Personal information
- Born: March 31, 1930 Yankton, South Dakota, U.S.
- Died: March 7, 2019 (aged 88)
- Listed height: 6 ft 0 in (1.83 m)
- Listed weight: 219 lb (99 kg)

Career information
- High school: Excelsior (Norwalk, California)
- College: Loyola (1948–1951)
- NFL draft: 1952: 9th round, 101st overall pick

Career history
- Philadelphia Eagles (1952–1953, 1956); Washington Redskins (1957)*;
- * Offseason or practice squad member only

Career NFL statistics
- Games played: 25
- Games started: 21
- Fumble recoveries: 1
- Stats at Pro Football Reference

= Maury Nipp =

American football player (1930–2019)

Maurice Herman Nipp (March 31, 1930 – March 7, 2019) was an American professional football player who was a guard for three seasons with the Philadelphia Eagles of the National Football League (NFL). He was selected by the Eagles in the ninth round of the 1952 NFL draft. Nipp played college football for the Loyola Lions.

==Early life==
Maurice Herman Nipp was born in Yankton, South Dakota on March 31, 1930. He
attended Excelsior High School in Norwalk, California.

==College career==
Nipp was a member of the Loyola Lions of Loyola University of Los Angeles from 1948 to 1951. He was the captain of the 1951 Lions, the final team in school history.
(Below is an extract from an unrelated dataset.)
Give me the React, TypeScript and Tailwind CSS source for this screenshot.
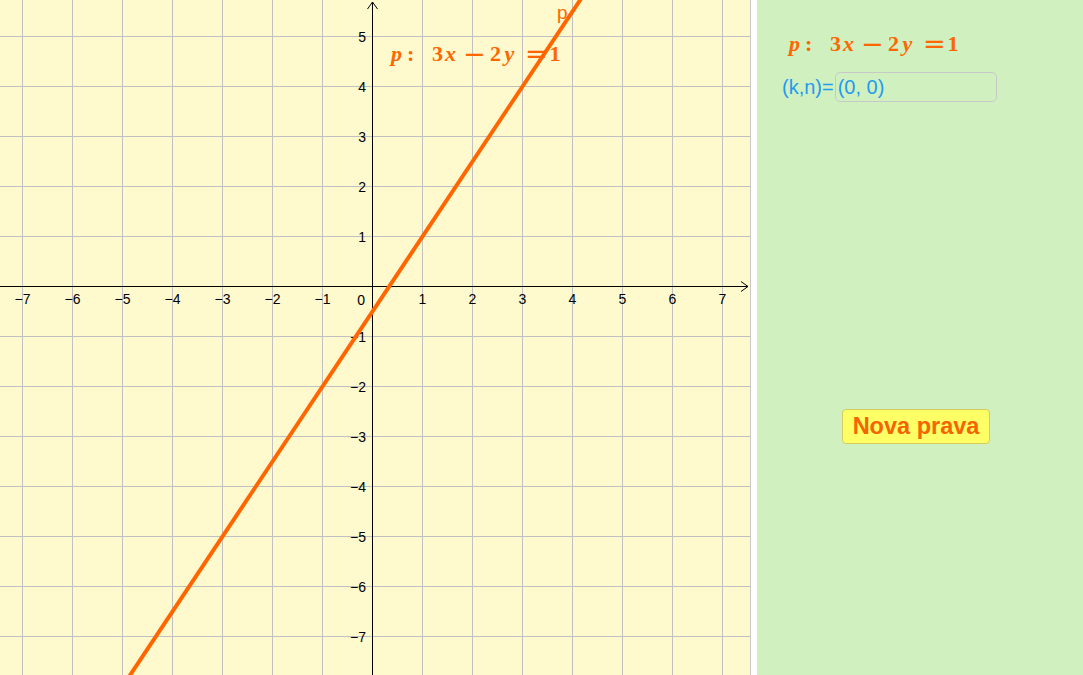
import React from "react";

const OX = 372.5;
const OY = 286.5;
const U = 50;

const minus = (k: number) => (k < 0 ? "\u2212" + Math.abs(k) : String(k));

function Formula() {
  return (
    <div className="flex items-baseline text-[22px] leading-none font-bold text-[#ff6600] font-['Liberation_Serif',serif]">
      <span className="w-[13px] shrink-0 text-center italic">p</span>
      <span className="ml-[4px] w-[5px] shrink-0 text-center">:</span>
      <span className="ml-[20px] w-[11px] shrink-0 text-center">3</span>
      <span className="w-[15px] shrink-0 text-center italic">x</span>
      <span className="ml-[5px] w-[19px] shrink-0 translate-y-[2px] text-center text-[27px] font-normal font-['DejaVu_Sans',sans-serif]">{"\u2212"}</span>
      <span className="ml-[8px] w-[11px] shrink-0 text-center">2</span>
      <span className="ml-[1px] w-[15px] shrink-0 text-center italic">y</span>
      <span className="ml-[8px] w-[18px] shrink-0 translate-y-[2px] text-center text-[27px] font-normal font-['DejaVu_Sans',sans-serif]">=</span>
      <span className="ml-[5px] w-[14px] shrink-0 text-center">1</span>
    </div>
  );
}

function Graph() {
  const cols = [-7, -6, -5, -4, -3, -2, -1, 1, 2, 3, 4, 5, 6, 7];
  const rows = [5, 4, 3, 2, 1, -1, -2, -3, -4, -5, -6, -7];
  // line 3x - 2y = 1  ->  y = (3x - 1) / 2
  const p1 = { x: OX + -5 * U, y: OY - ((3 * -5 - 1) / 2) * U };
  const p2 = { x: OX + 4.5 * U, y: OY - ((3 * 4.5 - 1) / 2) * U };

  return (
    <svg
      width={750}
      height={675}
      viewBox="0 0 750 675"
      className="block font-['Liberation_Sans',Arial,sans-serif]"
    >
      {cols.map((k) => (
        <line key={"v" + k} x1={OX + k * U} y1={0} x2={OX + k * U} y2={675} stroke="#c0c0c0" strokeWidth={1} />
      ))}
      {rows.map((k) => (
        <line key={"h" + k} x1={0} y1={OY - k * U} x2={750} y2={OY - k * U} stroke="#c0c0c0" strokeWidth={1} />
      ))}

      {/* axes */}
      <line x1={0} y1={OY} x2={748} y2={OY} stroke="#000" strokeWidth={1} />
      <polyline points={`741,${OY - 5} 748,${OY} 741,${OY + 5}`} fill="none" stroke="#000" strokeWidth={1} />
      <line x1={OX} y1={2} x2={OX} y2={675} stroke="#000" strokeWidth={1} />
      <polyline points={`${OX - 5},9 ${OX},2 ${OX + 5},9`} fill="none" stroke="#000" strokeWidth={1} />

      {cols.map((k) => (
        <text key={"xl" + k} x={OX + k * U} y={304} textAnchor="middle" fontSize={14} fill="#000">
          {minus(k)}
        </text>
      ))}
      {rows.map((k) => (
        <text key={"yl" + k} x={366} y={OY - k * U + 5} textAnchor="end" fontSize={14} fill="#000">
          {minus(k)}
        </text>
      ))}
      <text x={365} y={305} textAnchor="end" fontSize={14} fill="#000">
        0
      </text>

      <line x1={p1.x} y1={p1.y} x2={p2.x} y2={p2.y} stroke="#ff6600" strokeWidth={4} />
      <text x={557} y={19} fontSize={19} fill="#ff6600">
        p
      </text>
    </svg>
  );
}

export default function App() {
  return (
    <div className="flex w-[1083px] h-[675px] overflow-hidden bg-white">
      <div className="relative w-[751px] h-full shrink-0 bg-[#fffacd] border-r border-[#c8c8c8] overflow-hidden">
        <Graph />
        <div className="absolute left-[390px] top-[38px]">
          <Formula />
        </div>
      </div>
      <div className="w-[6px] shrink-0 bg-white" />
      <div className="flex flex-1 flex-col bg-[#d0f0c0] font-['Liberation_Sans',Arial,sans-serif]">
        <div className="pl-[31px] pt-[28px]">
          <Formula />
        </div>
        <div className="ml-[25px] mt-[17px] flex items-center">
          <span className="text-[20px] leading-none text-[#1f9bf0]">(k,n)=</span>
          <div className="ml-[1px] flex h-[30px] w-[162px] items-center rounded-[5px] border border-[#c8c8c8] pl-[2px] text-[20px] leading-none text-[#1f9bf0]">
            (0, 0)
          </div>
        </div>
        <button className="ml-[85px] mt-[307px] flex h-[35px] w-[148px] items-center justify-center rounded-[4px] border border-[#d6cc5a] bg-[#ffff66] text-[23.5px] leading-none font-bold text-[#f56400]">
          Nova prava
        </button>
      </div>
    </div>
  );
}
He was inducted into the school's athletics hall of fame in 1987. In 1987, the Los Angeles Times noted that Nipp was "probably the best lineman in Loyola history".

==Professional career==
Nipp was selected by the Philadelphia Eagles in the ninth round, with the 101st overall pick, of the 1952 NFL draft. He was released by the Eagles later that year but re-signed on October 14, 1952. He played in ten games, starting seven, for the Eagles during the 1952 season. Nipp started all 12 games for the Eagles in 1953, recording one fumble recovery. The team finished the year second in the Eastern Conference with a 7–4–1 record. Nipp then served two years in the United States Air Force, returning to the Eagles in 1956. He appeared in three games, starting two, that season before being placed on injured reserve. He became a free agent after the 1956 season.

He signed with the Washington Redskins on March 17, 1957. He was released later in 1957.

==Death==
Nipp died on March 7, 2019, at the age of 88.